Courts of this state have ruled that liability for non-disclosure can arise only in cases where the person sought to be held responsible had a duty to disclose the facts at issue. In Domestic Sewing Machine Co. v. Jackson, 83 Tenn. 418 (1885) our Supreme Court stated:
In all cases, concealment or failure to disclose, becomes fraudulent only when it is the duty of a party having knowledge of the facts to discover them to the other party: 2 Pom. Eq., sec. 902. And this author, in the same section says: "All the instances in which the duty to disclose exists and in which a concealment is therefore fraudulent, may be reduced to three distinct classes:
1. Where there is a previous definite fiduciary relation between the parties.
2. Where it appears one or each of the parties to the contract expressly reposes a trust and confidence in the other.
3. Where the contract or transaction is intrinsically fiduciary and calls for perfect good faith. The contract of insurance is an example of this class."
Justice v. Anderson County, 955 S.W.2d 613, 616-17 (Tenn. Ct. App. 1997); accord Macon County Livestock, 724 S. W.2d at 349;see also Homestead Group, LLC v. Bank of Tennessee, 307 S.W.3d 746, 752 (Tenn. Ct. App. 2009) ("Moreover, the courts have extended the duty of disclosure of material facts to real estate transactions under certain circumstances.").

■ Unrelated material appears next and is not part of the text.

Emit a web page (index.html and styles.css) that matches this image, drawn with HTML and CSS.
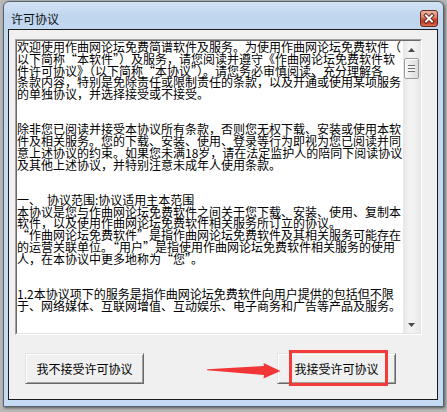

Plaintiffs' evidence does reveal that Defendants made material misrepresentations to Plaintiffs. The trier of fact could find that the Defendants knew the actual identities of the Haneys and that the credit card was authorized only for Charles Combs. Thus, the Defendants' acceptance of the Haneys' use of the card resulted in a misrepresentation to American Express that Combs was the actual card user on the occasions at issue. The Defendants also committed several affirmative acts that the trier of fact could find to be a misrepresentation to Plaintiffs. If the Defendants knew the Haneys actual identity and represented that the credit card was used by Combs, then Defendants' misrepresentation could be found to be the cause of Plaintiffs' injury. Both Plaintiffs and American Express depend upon the merchants who are integral parties to these credit card transactions. The Defendants, as merchants at the point of sale, could reasonably be expected to determine that the actual user of the card is the authorized person. The Defendants' representatives acknowledge such measures in the verification of the signature on the card and the restaurant's bill. These facts also establish Plaintiffs' justifiable reliance on merchants' representations about the on site purchase. Moreover, some of the Defendants' managers actively solicited the Haneys who gave highly unusual amounts of tips for cash. In the Court's view, these facts could support a judgment on Plaintiff's negligent or fraudulent misrepresentation claims.

C. Conversion

Defendants contend that they lacked any knowledge that the expenses charged to Permobil's American Express card were unauthorized, and thus, Plaintiffs' proof cannot establish a conversionclaim. Conversion is the appropriation of tangible property to a party's own use and benefit, by the exercise of dominion over it, in defiance of plaintiff's right. H M Enterprises, Inc. v. Murray, No. M1999-02073-COA-R3-CV, 2002 WL 598556, at *3 (Tenn. Ct. App. April 17, 2002) (citing Barger v. Webb, 216 Tenn. 275, 391 S.W.2d 664, 665 (1965)). "Conversion is an intentional tort, and a party seeking to make out a prima facie case of conversion must prove (1) the appropriation of another's property to one's own use and benefit, (2) by the intentional exercise of dominion over it, (3) in defiance of the true owner's rights." Id.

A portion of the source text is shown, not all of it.